Pure-CPU is side effect of XFree86 being essentially "lowest common denominator" platform (and even then some stuff was accelerated) - it comes from X.Org X11 releases being "base code" for vendors to built their own.
For comparison, SGI used a wildly different architecture underneath, which heavily impacted performance - it's also why "xsgi" would default to indexed colour and you'd use 24bit/32bit visuals only for some windows - the server would use indexed colour visuals on the actual framebuffer to reduce memory bandwidth and composite everything together in hardware.
It's also why there were "X11 Overlays" for GL - it meant you could easily implement parts of the GUI in X11 and still render on-top of direct-rendered visuals that bypassed X11.
Interesting! I wonder if there are any writeups around with more details on the SGI X architecture?
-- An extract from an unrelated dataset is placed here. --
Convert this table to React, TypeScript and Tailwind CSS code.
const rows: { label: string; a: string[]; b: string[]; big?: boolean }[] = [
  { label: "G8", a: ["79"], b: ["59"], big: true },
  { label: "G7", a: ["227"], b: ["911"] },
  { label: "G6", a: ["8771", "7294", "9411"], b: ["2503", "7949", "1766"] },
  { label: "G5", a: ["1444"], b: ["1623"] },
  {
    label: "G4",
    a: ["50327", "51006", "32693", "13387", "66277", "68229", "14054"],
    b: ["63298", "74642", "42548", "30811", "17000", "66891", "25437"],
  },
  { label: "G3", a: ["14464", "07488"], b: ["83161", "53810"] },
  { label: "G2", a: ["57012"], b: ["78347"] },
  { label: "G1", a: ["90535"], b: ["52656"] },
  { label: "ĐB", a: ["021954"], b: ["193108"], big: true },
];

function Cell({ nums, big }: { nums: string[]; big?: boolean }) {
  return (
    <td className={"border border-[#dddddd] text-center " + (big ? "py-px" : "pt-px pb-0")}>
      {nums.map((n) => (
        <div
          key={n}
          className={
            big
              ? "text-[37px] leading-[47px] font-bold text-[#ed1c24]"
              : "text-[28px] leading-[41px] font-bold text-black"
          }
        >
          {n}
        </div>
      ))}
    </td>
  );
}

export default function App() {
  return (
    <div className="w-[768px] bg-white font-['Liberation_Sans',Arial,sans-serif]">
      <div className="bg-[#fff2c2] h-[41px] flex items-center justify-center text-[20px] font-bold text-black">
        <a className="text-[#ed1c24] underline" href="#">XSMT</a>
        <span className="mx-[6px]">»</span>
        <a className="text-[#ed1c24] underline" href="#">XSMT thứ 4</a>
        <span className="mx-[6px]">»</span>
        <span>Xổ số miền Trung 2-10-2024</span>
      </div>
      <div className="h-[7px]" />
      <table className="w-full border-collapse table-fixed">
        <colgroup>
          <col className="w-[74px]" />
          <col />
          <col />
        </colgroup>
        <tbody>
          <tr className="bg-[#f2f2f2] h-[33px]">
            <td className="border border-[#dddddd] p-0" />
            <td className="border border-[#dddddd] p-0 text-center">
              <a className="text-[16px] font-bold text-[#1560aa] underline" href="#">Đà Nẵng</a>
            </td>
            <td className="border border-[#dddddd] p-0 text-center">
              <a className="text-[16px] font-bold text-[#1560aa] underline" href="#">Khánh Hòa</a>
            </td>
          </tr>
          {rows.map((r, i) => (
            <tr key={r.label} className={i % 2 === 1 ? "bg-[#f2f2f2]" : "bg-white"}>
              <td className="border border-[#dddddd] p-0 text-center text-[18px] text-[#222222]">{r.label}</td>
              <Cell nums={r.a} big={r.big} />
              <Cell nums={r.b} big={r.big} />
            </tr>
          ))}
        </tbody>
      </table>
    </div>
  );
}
But I was really thinking about going further with all or nearly all of the X server executing on the GPU with only cpu shims for input peripherals, networking etc.
The closest to this idea was less X11 and more the never actually fulfilled to my knowledge promise of NeXTDimension color board for NeXT Cube - which was supposed to implement the entire graphics stack on the embedded CPU.
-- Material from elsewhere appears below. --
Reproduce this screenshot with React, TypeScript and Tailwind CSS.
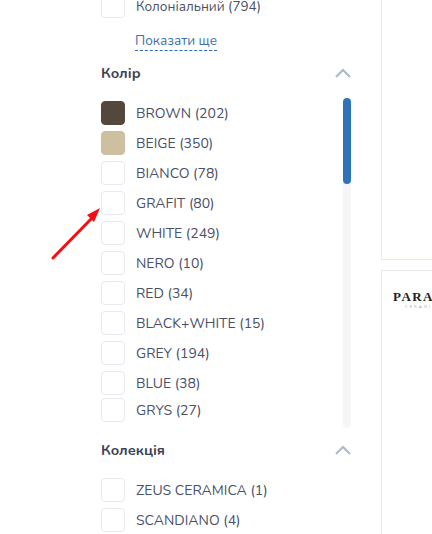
const COLORS = [
  { label: 'BROWN (202)', swatch: 'bg-[#54483c] border-[#54483c]' },
  { label: 'BEIGE (350)', swatch: 'bg-[#cdbf9f] border-[#cdbf9f]' },
  { label: 'BIANCO (78)' },
  { label: 'GRAFIT (80)' },
  { label: 'WHITE (249)' },
  { label: 'NERO (10)' },
  { label: 'RED (34)' },
  { label: 'BLACK+WHITE (15)' },
  { label: 'GREY (194)' },
  { label: 'BLUE (38)' },
]

function Row({ label, swatch, className = '', textClass = 'text-[14px]' }: { label: string; swatch?: string; className?: string; textClass?: string }) {
  return (
    <div className={`flex items-center h-6 ${className}`}>
      <span className={`w-6 h-6 rounded-[4px] border shrink-0 ${swatch ?? 'border-[#e9e9f0] bg-white'}`} />
      <span className={`ml-[11px] mt-[2px] leading-6 text-[#4a5068] whitespace-nowrap ${textClass}`}>{label}</span>
    </div>
  )
}

function Chevron() {
  return (
    <svg width="16" height="10" viewBox="0 0 16 10" fill="none" className="shrink-0">
      <path d="M1 9 L8 2 L15 9" stroke="#a9b9cc" strokeWidth="2" />
    </svg>
  )
}

export default function App() {
  return (
    <div className="relative flex w-[432px] h-[534px] overflow-hidden bg-white font-['Nunito','Lato','Noto_Sans',sans-serif]">
      {/* Filters */}
      <div className="w-[381px] h-full shrink-0 pl-[101px] pr-[30px] -mt-[6px]">
        <Row label="Колоніальний (794)" textClass="text-[13.5px]" />
        <a className="inline-block ml-[34px] mt-[13px] text-[13.5px] leading-[19px] text-[#3f6fa8] border-b border-dashed border-[#2f6fb5]">
          Показати ще
        </a>

        <div className="flex items-center justify-between mt-[9px] h-6">
          <h3 className="mt-[2px] text-[14.5px] font-bold text-[#3c4154]">Колір</h3>
          <Chevron />
        </div>

        <div className="relative mt-[13px] h-[330px]">
          <div className="pt-[3px] flex flex-col">
            {COLORS.map((c) => (
              <Row key={c.label} label={c.label} swatch={c.swatch} className="mb-[6px]" />
            ))}
            <Row label="GRYS (27)" className="-mt-[3px]" />
          </div>
          <div className="absolute right-0 top-0 w-2 h-[330px] rounded-full bg-[#f6f6f6]">
            <div className="w-2 h-[86px] rounded-full bg-[#2f74b9]" />
          </div>
        </div>

        <div className="flex items-center justify-between mt-[10px] h-6">
          <h3 className="mt-[2px] text-[14.5px] font-bold text-[#3c4154]">Колекція</h3>
          <Chevron />
        </div>
        <div className="mt-[16px] flex flex-col gap-[6px]">
          <Row label="ZEUS CERAMICA (1)" />
          <Row label="SCANDIANO (4)" />
        </div>
      </div>

      {/* Product cards, cut off by the window */}
      <div className="flex-1 flex flex-col">
        <div className="h-[260px] border-l border-b border-[#e8e8ee]" />
        <div className="mt-[10px] flex-1 border-l border-t border-[#e8e8ee] pl-[11px] pt-[19px]">
          <div className="font-['Liberation_Serif',serif] font-bold text-[13px] leading-[13px] tracking-[1.4px] text-[#222] whitespace-nowrap">PARADISO</div>
          <div className="text-[4px] leading-[5px] tracking-[2px] text-[#aaa] ml-[12px] mt-[1px] whitespace-nowrap">CERAMICA</div>
        </div>
      </div>

      {/* Annotation arrow */}
      <svg className="absolute left-[48px] top-[204px]" width="58" height="58" viewBox="0 0 58 58" fill="none">
        <path d="M5 54 L44 14" stroke="#f50f14" strokeWidth="3" strokeLinecap="round" />
        <path d="M52 4 L39 11 L46 18 Z" fill="#f50f14" />
      </svg>
    </div>
  )
}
X11 could be implemented similarly - essentially sticking a complete standalone "X11 terminal" on an Add-In Card - the current GPU architectures aren't necessarily fitting for implementing it directly, but combine essentially an embedded OS running on extra CPU handling the protocol interactions and I/O then use a possibly more tailored interface to talk to GPU (compare with AMD's promise of HSA, or Xbox post 360 or PS4/PS5 architectures where GPU and CPU are on common memory).
NeWS-style engine (possibly with something simpler than full postscript) would work great with that, especially if you had properly shared interface libs on it.
We could run a OS on current GPUs I think, hardware-wise. And we know from history that compilers can make up for various hardware shortcomings on OS support side. Eg multi-task scheduling and concurrency can be done at the compiler level.